Enfin, la photographie apporte une touche de fraîcheur au film. Ce dernier baigne dans de vives couleurs (rouges et orangées la plupart du temps) qui apportent un certain éclat à l’esthétique globale. Bref, visuellement, c’est délicieux, le genre de friandise qui fond doucement dans la bouche.
Un message fort
Mais ne réduisez pas Blackkklansman à une tendre comédie tournant en ridicule le KKK et se contentant de véhiculer de belles valeurs humanistes et tolérantes. Le film reste dur, âpre, et n’a pas peur des mots lorsqu’il faut décrire l’horreur de la discrimination raciale. Le but de Spike Lee est clair et net : montrer que les Etats-Unis est une nation fondée sur une haine sanglante, et que derrière la glorieuse histoire souvent mise en avant se cache d’innombrables massacres et formes de discriminations.
Quelques clins d’œils…
Pour arriver à son but, le réalisateur américain va notamment s’en prendre à des piliers du cinéma américain. En effet, le film débute sur un plan d’Autant en emporte le vent. De ce point de départ, Spike Lee va progressivement déconstruire les idéaux du film, démystifiant le mythe sudiste. Puis il s’attaque à un monument du cinéma (qui a largement contribué à le révolutionner), Naissance d’une Nation de Griffith. L’œuvre a beau être géniale sur le plan cinématographique, elle reste abjecte dans ces valeurs.

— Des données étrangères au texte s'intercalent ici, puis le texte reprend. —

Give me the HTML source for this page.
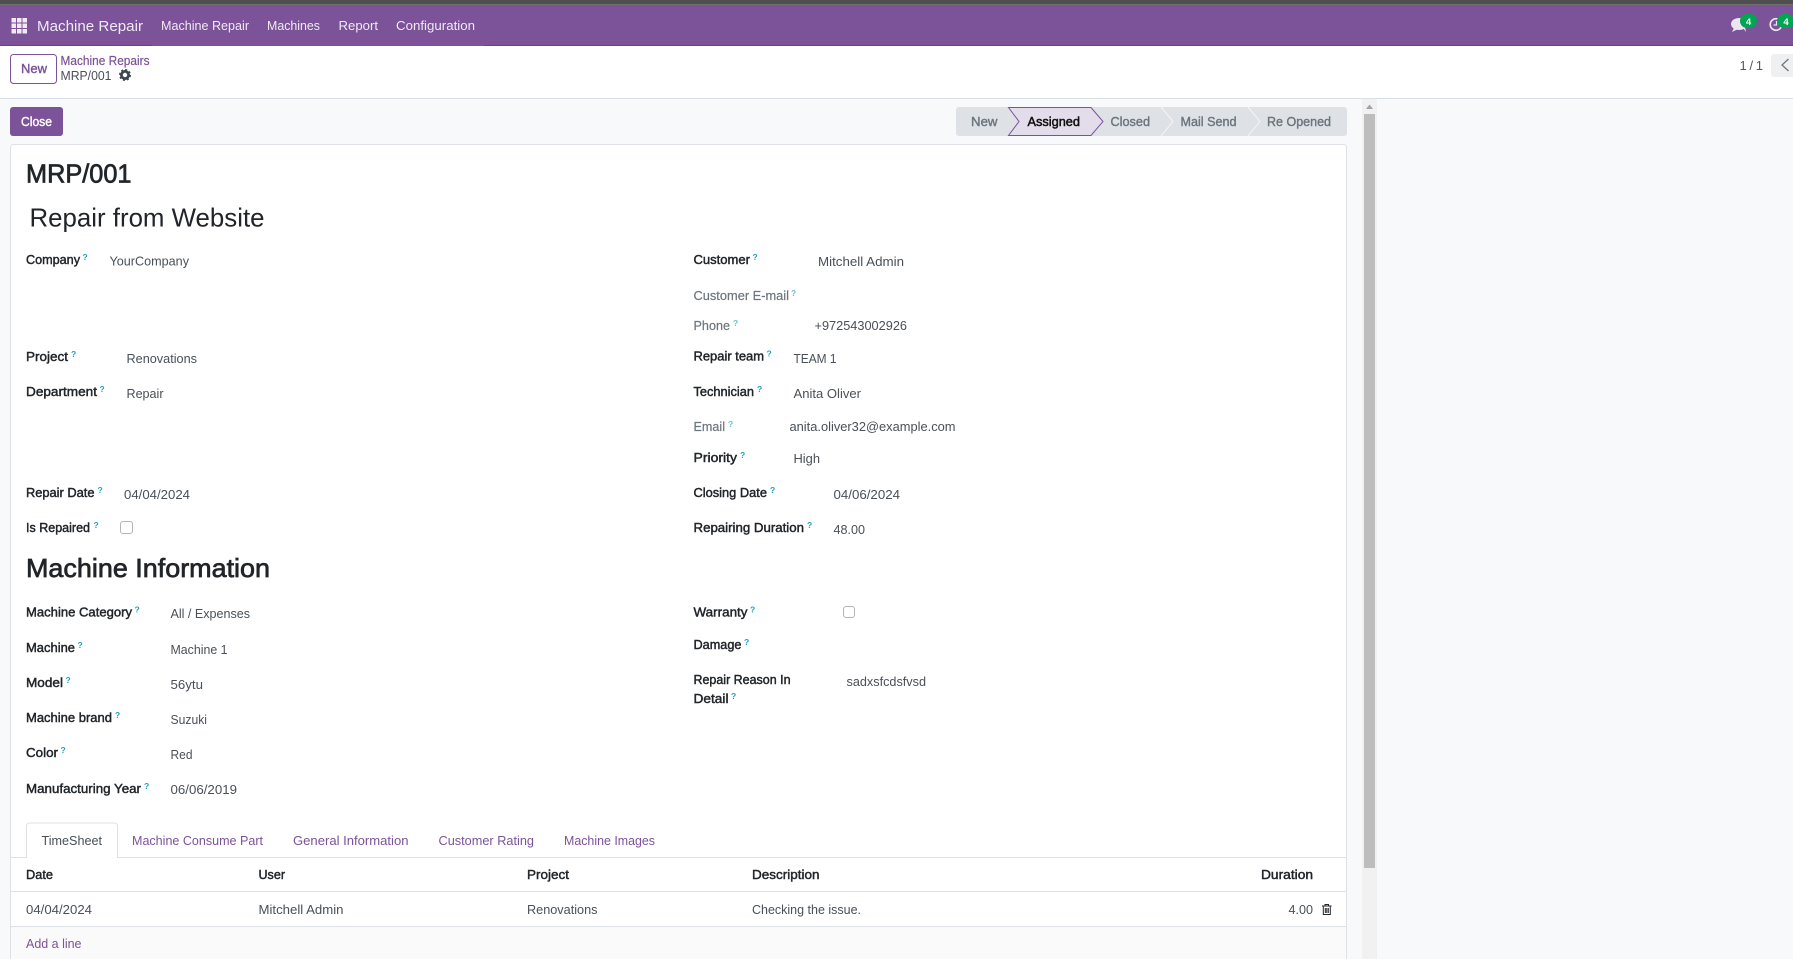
<!DOCTYPE html>
<html lang="en"><head><meta charset="utf-8"><title>MRP/001</title>
<style>
html,body{margin:0;padding:0;width:1793px;height:959px;overflow:hidden;background:#f8f9fa}
svg{display:block;position:absolute;left:0;top:0}
text{font-family:"Liberation Sans",sans-serif;font-size:13px;fill:#495057;white-space:pre}
.l{fill:#212529;stroke:#212529;stroke-width:.45px}
.g{fill:#6c757d;stroke:#6c757d;stroke-width:.2px}
.q{font-size:8.5px;font-weight:bold;fill:#1f9fc6;transform:translateX(-1px)}
.p{fill:#7c5299}
.w{fill:#f1e9f5;stroke:none}
.s{fill:#6c757d;stroke:#6c757d;stroke-width:.4px}
</style></head><body>
<svg width="1793" height="959" viewBox="0 0 1793 959" xmlns="http://www.w3.org/2000/svg">
<rect width="1793" height="959" fill="#f8f9fa"/>
<!-- top strip / navbar -->
<rect width="1793" height="4" fill="#4f4f4f"/><rect y="4" width="1793" height="1" fill="#6f6f6f"/>
<rect y="5" width="1793" height="40" fill="#7c5299"/>
<rect y="45" width="152" height="1" fill="#68437f"/><rect x="484" y="45" width="1309" height="1" fill="#68437f"/><rect x="152" y="45" width="332" height="1" fill="#7c5299"/>
<g fill="#f0eaf3">
<rect x="11.5" y="18" width="4.5" height="4.5"/><rect x="17" y="18" width="4.5" height="4.5"/><rect x="22.5" y="18" width="4.5" height="4.5"/>
<rect x="11.5" y="23.5" width="4.5" height="4.5"/><rect x="17" y="23.5" width="4.5" height="4.5"/><rect x="22.5" y="23.5" width="4.5" height="4.5"/>
<rect x="11.5" y="29" width="4.5" height="4.5"/><rect x="17" y="29" width="4.5" height="4.5"/><rect x="22.5" y="29" width="4.5" height="4.5"/>
</g>
<text class="w" x="37" y="31" style="font-size:14.5px" textLength="106" lengthAdjust="spacingAndGlyphs">Machine Repair</text>
<text class="w" x="161" y="30" textLength="88" lengthAdjust="spacingAndGlyphs">Machine Repair</text>
<text class="w" x="267" y="30" textLength="53" lengthAdjust="spacingAndGlyphs">Machines</text>
<text class="w" x="338.500" y="30" textLength="39.500" lengthAdjust="spacingAndGlyphs">Report</text>
<text class="w" x="396" y="30" textLength="79" lengthAdjust="spacingAndGlyphs">Configuration</text>
<!-- systray -->
<ellipse cx="1739" cy="24" rx="8" ry="6" fill="#ece6f0"/><path d="M1734 28l-2 4 6-3zM1743 28l3 4-1-5z" fill="#ece6f0"/>
<rect x="1740" y="14" width="17" height="14" rx="7" fill="#00a651"/>
<text x="1748.500" y="25" text-anchor="middle" style="font-size:9.5px;font-weight:bold;fill:#fff">4</text>
<circle cx="1776" cy="24.5" r="5.8" fill="none" stroke="#ece6f0" stroke-width="1.6"/><path d="M1776.500 21v4h-3" fill="none" stroke="#ece6f0" stroke-width="1.2"/>
<rect x="1777" y="14" width="17" height="14" rx="7" fill="#00a651"/>
<text x="1786" y="25" text-anchor="middle" style="font-size:9.5px;font-weight:bold;fill:#fff">4</text>
<!-- control panel -->
<rect y="46" width="1793" height="52" fill="#fff"/><rect y="98" width="1793" height="1" fill="#d8dfe6"/>
<rect x="10.5" y="54.5" width="46" height="29" rx="3" fill="#fff" stroke="#7c5299"/>
<text class="p" x="21" y="73" style="stroke:#7c5299;stroke-width:.4px" textLength="26" lengthAdjust="spacingAndGlyphs">New</text>
<text class="p" x="60.5" y="65" style="font-size:12.5px;stroke:#7c5299;stroke-width:.2px" textLength="89" lengthAdjust="spacingAndGlyphs">Machine Repairs</text>
<text x="60.5" y="80" textLength="51" lengthAdjust="spacingAndGlyphs">MRP/001</text>
<circle cx="125" cy="75" r="3.6" fill="none" stroke="#3e4750" stroke-width="2.8"/>
<circle cx="125" cy="75" r="5.2" fill="none" stroke="#3e4750" stroke-width="1.6" stroke-dasharray="2 2.08"/>
<text x="1739.5" y="70" style="fill:#54595f" textLength="23.5" lengthAdjust="spacing">1 / 1</text>
<rect x="1771" y="54" width="26" height="23" rx="3" fill="#eef0f2"/>
<path d="M1788.500 59l-6.500 6 6.500 6" fill="none" stroke="#777" stroke-width="1.3"/>
<!-- close -->
<rect x="10" y="107" width="53" height="29" rx="3" fill="#7c5299"/>
<text x="21" y="126" style="fill:#fff;stroke:#fff;stroke-width:.4px" textLength="31" lengthAdjust="spacingAndGlyphs">Close</text>
<!-- statusbar -->
<rect x="956" y="107" width="391" height="29" rx="3" fill="#dee2e6"/>
<path d="M1161 107l12 14.500-12 14.500M1248 107l12 14.500-12 14.500" fill="none" stroke="#f4f5f7" stroke-width="1"/>
<path d="M1008.500 107.500H1091l12 14-12 14h-82.500l10.500-14z" fill="#e3dcea" stroke="#7c5299"/>
<text class="s" x="971" y="126" textLength="26.500" lengthAdjust="spacingAndGlyphs">New</text>
<text x="1027.5" y="126" style="fill:#111;stroke:#111;stroke-width:.5px" textLength="52.500" lengthAdjust="spacingAndGlyphs">Assigned</text>
<text class="s" x="1110.5" y="126" textLength="39.500" lengthAdjust="spacingAndGlyphs">Closed</text>
<text class="s" x="1180.5" y="126" textLength="56" lengthAdjust="spacingAndGlyphs">Mail Send</text>
<text class="s" x="1267" y="126" textLength="64" lengthAdjust="spacingAndGlyphs">Re Opened</text>
<!-- scrollbar -->
<rect x="1362" y="99" width="15" height="860" fill="#f1f1f1"/>
<path d="M1369.500 104.500l3.500 4.500h-7z" fill="#a3a3a3"/>
<rect x="1364" y="114" width="11" height="754" fill="#bdbdbd"/>
<!-- card -->
<rect x="10.500" y="144.500" width="1336" height="830" rx="3" fill="#fff" stroke="#dee2e6"/>
<text x="26" y="182.500" style="font-size:26px;fill:#212529;stroke:#212529;stroke-width:.7px" textLength="105.500" lengthAdjust="spacingAndGlyphs">MRP/001</text>
<text x="29.500" y="226.500" style="font-size:26px;fill:#212529" textLength="235" lengthAdjust="spacingAndGlyphs">Repair from Website</text>
<!-- left group -->
<text class="l" x="26" y="264" textLength="54" lengthAdjust="spacingAndGlyphs">Company</text><text class="q" x="83.500" y="260">?</text>
<text x="109.500" y="265.500" textLength="79.500" lengthAdjust="spacingAndGlyphs">YourCompany</text>
<text class="l" x="26" y="361" textLength="42" lengthAdjust="spacingAndGlyphs">Project</text><text class="q" x="72" y="357">?</text>
<text x="126.500" y="363" textLength="70.500" lengthAdjust="spacingAndGlyphs">Renovations</text>
<text class="l" x="26" y="396" textLength="71" lengthAdjust="spacingAndGlyphs">Department</text><text class="q" x="100.500" y="392">?</text>
<text x="126.500" y="398" textLength="37" lengthAdjust="spacingAndGlyphs">Repair</text>
<text class="l" x="26" y="497" textLength="68.500" lengthAdjust="spacingAndGlyphs">Repair Date</text><text class="q" x="98.500" y="493">?</text>
<text x="124" y="499" textLength="66" lengthAdjust="spacingAndGlyphs">04/04/2024</text>
<text class="l" x="26" y="532" textLength="64" lengthAdjust="spacingAndGlyphs">Is Repaired</text><text class="q" x="94.500" y="528">?</text>
<rect x="120.500" y="521.500" width="12" height="12" rx="2.500" fill="#fff" stroke="#b5b5b5"/>
<!-- right group -->
<text class="l" x="693.500" y="264" textLength="56.500" lengthAdjust="spacingAndGlyphs">Customer</text><text class="q" x="753.500" y="260">?</text>
<text x="818" y="266" textLength="86" lengthAdjust="spacingAndGlyphs">Mitchell Admin</text>
<text class="g" x="693.500" y="300" textLength="95.500" lengthAdjust="spacingAndGlyphs">Customer E-mail</text><text class="q" x="792" y="296" style="fill:#6cbcd8">?</text>
<text class="g" x="693.500" y="330" textLength="36.500" lengthAdjust="spacingAndGlyphs">Phone</text><text class="q" x="734" y="326" style="fill:#6cbcd8">?</text>
<text x="814.500" y="330" textLength="92.500" lengthAdjust="spacingAndGlyphs">+972543002926</text>
<text class="l" x="693.500" y="360.500" textLength="70.500" lengthAdjust="spacingAndGlyphs">Repair team</text><text class="q" x="767.500" y="356.500">?</text>
<text x="793.500" y="363" textLength="43" lengthAdjust="spacingAndGlyphs">TEAM 1</text>
<text class="l" x="693.500" y="396" textLength="60.500" lengthAdjust="spacingAndGlyphs">Technician</text><text class="q" x="758" y="392">?</text>
<text x="793.500" y="398" textLength="67.500" lengthAdjust="spacingAndGlyphs">Anita Oliver</text>
<text class="g" x="693.500" y="431" textLength="31.500" lengthAdjust="spacingAndGlyphs">Email</text><text class="q" x="729" y="427" style="fill:#6cbcd8">?</text>
<text x="789.500" y="431" textLength="166" lengthAdjust="spacingAndGlyphs">anita.oliver32@example.com</text>
<text class="l" x="693.500" y="462" textLength="43.500" lengthAdjust="spacingAndGlyphs">Priority</text><text class="q" x="741" y="458">?</text>
<text x="793.500" y="463" textLength="26.500" lengthAdjust="spacingAndGlyphs">High</text>
<text class="l" x="693.500" y="497" textLength="73.500" lengthAdjust="spacingAndGlyphs">Closing Date</text><text class="q" x="771" y="493">?</text>
<text x="833.500" y="499" textLength="66.500" lengthAdjust="spacingAndGlyphs">04/06/2024</text>
<text class="l" x="693.500" y="532" textLength="110.500" lengthAdjust="spacingAndGlyphs">Repairing Duration</text><text class="q" x="808" y="528">?</text>
<text x="833.500" y="534" textLength="31.500" lengthAdjust="spacingAndGlyphs">48.00</text>
<!-- machine info -->
<text x="26" y="577" style="font-size:26px;fill:#212529;stroke:#212529;stroke-width:.7px" textLength="244" lengthAdjust="spacingAndGlyphs">Machine Information</text>
<text class="l" x="26" y="616.500" textLength="106" lengthAdjust="spacingAndGlyphs">Machine Category</text><text class="q" x="135.500" y="612.500">?</text>
<text x="170.500" y="618" textLength="79.500" lengthAdjust="spacingAndGlyphs">All / Expenses</text>
<text class="l" x="26" y="652" textLength="49" lengthAdjust="spacingAndGlyphs">Machine</text><text class="q" x="78.500" y="648">?</text>
<text x="170.500" y="654" textLength="57" lengthAdjust="spacingAndGlyphs">Machine 1</text>
<text class="l" x="26" y="687" textLength="37" lengthAdjust="spacingAndGlyphs">Model</text><text class="q" x="66.500" y="683">?</text>
<text x="170.500" y="689" textLength="32.500" lengthAdjust="spacingAndGlyphs">56ytu</text>
<text class="l" x="26" y="722" textLength="86" lengthAdjust="spacingAndGlyphs">Machine brand</text><text class="q" x="116" y="718">?</text>
<text x="170.500" y="724" textLength="36.500" lengthAdjust="spacingAndGlyphs">Suzuki</text>
<text class="l" x="26" y="757" textLength="32" lengthAdjust="spacingAndGlyphs">Color</text><text class="q" x="61.500" y="753">?</text>
<text x="170.500" y="759" textLength="22" lengthAdjust="spacingAndGlyphs">Red</text>
<text class="l" x="26" y="793" textLength="115" lengthAdjust="spacingAndGlyphs">Manufacturing Year</text><text class="q" x="145" y="789">?</text>
<text x="170.500" y="794" textLength="66.500" lengthAdjust="spacingAndGlyphs">06/06/2019</text>
<text class="l" x="693.500" y="616.500" textLength="54" lengthAdjust="spacingAndGlyphs">Warranty</text><text class="q" x="751" y="612.500">?</text>
<rect x="843.500" y="606.500" width="11" height="11" rx="2.500" fill="#fff" stroke="#b5b5b5"/>
<text class="l" x="693.500" y="649" textLength="48" lengthAdjust="spacingAndGlyphs">Damage</text><text class="q" x="745" y="645">?</text>
<text class="l" x="693.500" y="684" textLength="97" lengthAdjust="spacingAndGlyphs">Repair Reason In</text>
<text class="l" x="693.500" y="703" textLength="35" lengthAdjust="spacingAndGlyphs">Detail</text><text class="q" x="732" y="699">?</text>
<text x="846.500" y="686" textLength="79.500" lengthAdjust="spacingAndGlyphs">sadxsfcdsfvsd</text>
<!-- tabs -->
<path d="M11 857.500H26.500V826a3 3 0 0 1 3-3H114.500a3 3 0 0 1 3 3V857.500H1346" fill="none" stroke="#dee2e6"/>
<text x="41.500" y="845" textLength="60.500" lengthAdjust="spacingAndGlyphs">TimeSheet</text>
<text class="p" x="132" y="845" textLength="131" lengthAdjust="spacingAndGlyphs">Machine Consume Part</text>
<text class="p" x="293" y="845" textLength="115.500" lengthAdjust="spacingAndGlyphs">General Information</text>
<text class="p" x="438.500" y="845" textLength="95.500" lengthAdjust="spacingAndGlyphs">Customer Rating</text>
<text class="p" x="564" y="845" textLength="91" lengthAdjust="spacingAndGlyphs">Machine Images</text>
<!-- table -->
<text class="l" x="26" y="879" textLength="27" lengthAdjust="spacingAndGlyphs">Date</text>
<text class="l" x="258.500" y="879" textLength="26.500" lengthAdjust="spacingAndGlyphs">User</text>
<text class="l" x="527" y="879" textLength="42" lengthAdjust="spacingAndGlyphs">Project</text>
<text class="l" x="752" y="879" textLength="67.500" lengthAdjust="spacingAndGlyphs">Description</text>
<text class="l" x="1261" y="879" textLength="52" lengthAdjust="spacingAndGlyphs">Duration</text>
<rect x="11" y="891" width="1335" height="1" fill="#dee2e6"/>
<text x="26" y="914" textLength="66" lengthAdjust="spacingAndGlyphs">04/04/2024</text>
<text x="258.500" y="914" textLength="85" lengthAdjust="spacingAndGlyphs">Mitchell Admin</text>
<text x="527" y="914" textLength="70.500" lengthAdjust="spacingAndGlyphs">Renovations</text>
<text x="752" y="914" textLength="109" lengthAdjust="spacingAndGlyphs">Checking the issue.</text>
<text x="1288.500" y="914" textLength="24.500" lengthAdjust="spacingAndGlyphs">4.00</text>
<path d="M1322 906h9.500M1325 906v-1.500h3.500v1.500M1323.300 906v8.500h7v-8.500M1325.300 908v5M1326.800 908v5M1328.300 908v5" fill="none" stroke="#212529" stroke-width="1"/>
<rect x="11" y="926" width="1335" height="33" fill="#fafafa"/>
<rect x="11" y="926" width="1335" height="1" fill="#dee2e6"/>
<text class="p" x="26" y="948" textLength="55.500" lengthAdjust="spacingAndGlyphs">Add a line</text>
</svg>
</body></html>
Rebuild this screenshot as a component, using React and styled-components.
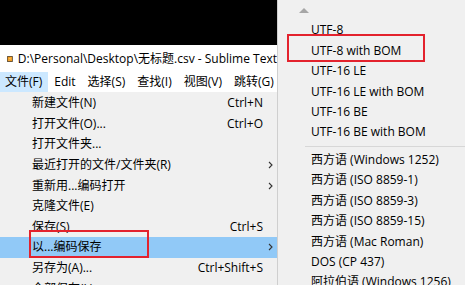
import styled, { createGlobalStyle } from "styled-components";

const GlobalStyle = createGlobalStyle`
  html, body {
    margin: 0;
    padding: 0;
  }
  body {
    width: 465px;
    height: 285px;
    overflow: hidden;
    background: #f0f0f0;
    font-family: "Open Sans", "Noto Sans CJK SC", sans-serif;
    font-size: 12px;
    line-height: 16px;
    color: #000;
  }
`;

const Screen = styled.div`
  display: flex;
  width: 465px;
  height: 285px;
  overflow: hidden;
`;

const WindowColumn = styled.div`
  width: 277px;
  flex: none;
  display: flex;
  flex-direction: column;
  overflow: hidden;
`;

const Desktop = styled.div`
  height: 45px;
  flex: none;
  background: #000;
`;

const TitleBar = styled.div`
  height: 27px;
  flex: none;
  display: flex;
  align-items: center;
  gap: 5px;
  padding-left: 7px;
  background: #fff;
  white-space: nowrap;
  overflow: hidden;
`;

const MenuBar = styled.div`
  height: 20px;
  flex: none;
  display: flex;
  background: #fff;
  white-space: nowrap;
`;

const MenuBarItem = styled.div`
  display: flex;
  align-items: center;
  padding: 0 6px;
  background: ${(p) => (p.$open ? "#cce8ff" : "transparent")};

  &:first-child {
    padding-left: 5px;
  }
`;

const Dropdown = styled.div`
  flex: 1;
  padding-top: 1px;
  background: #f0f0f0;
`;

const MenuItem = styled.div`
  position: relative;
  height: 20.6px;
  display: flex;
  align-items: center;
  padding-left: 32px;
  white-space: nowrap;
  background: ${(p) => (p.$active ? "#91c9f7" : "transparent")};
`;

const Label = styled.span`
  flex: 1;
`;

const Shortcut = styled.span`
  text-align: right;
`;

const ArrowSlot = styled.span`
  width: 14px;
  flex: none;
  display: flex;
  justify-content: center;
  align-items: center;
`;

const Submenu = styled.div`
  width: 187px;
  flex: none;
  display: flex;
  flex-direction: column;
  border-left: 1px solid #cfcfcf;
  background: #f0f0f0;
`;

const ScrollUp = styled.div`
  height: 20px;
  flex: none;
  display: flex;
  align-items: center;
  padding-left: 21px;
`;

const SubItem = styled.div`
  position: relative;
  height: 20.45px;
  flex: none;
  display: flex;
  align-items: center;
  padding-left: 33px;
  white-space: nowrap;
`;

const Separator = styled.div`
  height: 7px;
  flex: none;
  display: flex;
  align-items: center;
  padding-left: 27px;

  &::after {
    content: "";
    flex: 1;
    height: 1px;
    background: #d7d7d7;
  }
`;

const Annotation = styled.div`
  position: absolute;
  top: ${(p) => p.$top}px;
  left: ${(p) => p.$left}px;
  width: ${(p) => p.$width}px;
  height: 28px;
  box-sizing: border-box;
  border: 2px solid #e3222d;
  pointer-events: none;
`;

function SublimeIcon() {
  return (
    <svg width="14" height="14" viewBox="0 0 14 14">
      <rect x="0" y="0" width="14" height="14" rx="1.5" fill="#3c3c3c" />
      <rect x="1.5" y="1.5" width="11" height="11" fill="#f29a1f" />
      <path d="M4 5.2 L10 3.2 L10 5.4 L4 7.4 Z" fill="#ffcf6a" />
      <path d="M4 8.6 L10 6.6 L10 8.8 L4 10.8 Z" fill="#ffcf6a" />
      <path d="M4 7.4 L10 8.8" stroke="#c26d0c" strokeWidth="0.8" />
    </svg>
  );
}

function Chevron() {
  return (
    <svg width="5" height="8" viewBox="0 0 5 8">
      <path d="M1 1 L4 4 L1 7" fill="none" stroke="#333" strokeWidth="1.1" />
    </svg>
  );
}

function UpTriangle() {
  return (
    <svg width="10" height="5" viewBox="0 0 10 5">
      <path d="M0 5 L5 0 L10 5 Z" fill="#a6a6a6" />
    </svg>
  );
}

const menuBar = ["文件(F)", "Edit", "选择(S)", "查找(I)", "视图(V)", "跳转(G)"];

const fileMenu = [
  { label: "新建文件(N)", shortcut: "Ctrl+N" },
  { label: "打开文件(O)...", shortcut: "Ctrl+O" },
  { label: "打开文件夹..." },
  { label: "最近打开的文件/文件夹(R)", sub: true },
  { label: "重新用...编码打开", sub: true },
  { label: "克隆文件(E)" },
  { label: "保存(S)", shortcut: "Ctrl+S" },
  { label: "以...编码保存", sub: true, active: true, marked: true },
  { label: "另存为(A)...", shortcut: "Ctrl+Shift+S" },
  { label: "全部保存(L)" },
];

const encodings = [
  "UTF-8",
  "UTF-8 with BOM",
  "UTF-16 LE",
  "UTF-16 LE with BOM",
  "UTF-16 BE",
  "UTF-16 BE with BOM",
  "-",
  "西方语 (Windows 1252)",
  "西方语 (ISO 8859-1)",
  "西方语 (ISO 8859-3)",
  "西方语 (ISO 8859-15)",
  "西方语 (Mac Roman)",
  "DOS (CP 437)",
  "阿拉伯语 (Windows 1256)",
];

export default function App() {
  return (
    <>
      <GlobalStyle />
      <Screen>
        <WindowColumn>
          <Desktop />
          <TitleBar>
            <SublimeIcon />
            <span>D:\Personal\Desktop\无标题.csv - Sublime Text</span>
          </TitleBar>
          <MenuBar>
            {menuBar.map((m, i) => (
              <MenuBarItem key={m} $open={i === 0}>
                {m}
              </MenuBarItem>
            ))}
          </MenuBar>
          <Dropdown>
            {fileMenu.map((item) => (
              <MenuItem key={item.label} $active={item.active}>
                <Label>{item.label}</Label>
                {item.shortcut && <Shortcut>{item.shortcut}</Shortcut>}
                <ArrowSlot>{item.sub && <Chevron />}</ArrowSlot>
                {item.marked && <Annotation $top={-7} $left={29} $width={120} />}
              </MenuItem>
            ))}
          </Dropdown>
        </WindowColumn>
        <Submenu>
          <ScrollUp>
            <UpTriangle />
          </ScrollUp>
          {encodings.map((e, i) =>
            e === "-" ? (
              <Separator key={i} />
            ) : (
              <SubItem key={e}>
                {e}
                {e === "UTF-8 with BOM" && (
                  <Annotation $top={-6.5} $left={9} $width={138} />
                )}
              </SubItem>
            )
          )}
        </Submenu>
      </Screen>
    </>
  );
}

En démolissant ces icônes de l’histoire du cinéma américain, il arrache le masque des vrais fondements de cette nation : la haine.
Mais là où le film est glaçant, c’est qu’il nous fait bien comprendre que cette haine (du KKK, de la discrimination raciale ou sexuelle) reste fortement gravée dans la société actuelle avec des mouvements comme l’alt-right. Les images d’archives d’une rare violence, montre que fuir les démons du passé est inutile. Cette folie destructrice qui stigmatise la différence reste fortement présentes aujourd’hui, parfois jusqu’à l’excès.

On sort de la salle sous le choc, bouillant de rage, tremblant d’impuissance. Blackkklansman n’est pas un film sur le racisme des années 1970. C’est un film sur aujourd’hui. Le progrès est peut-être passé par là, mais l’homme reste animé par les mêmes pulsions. « La peur mène à la colère, la colère mène à la haine » comme disait Maître Yoda.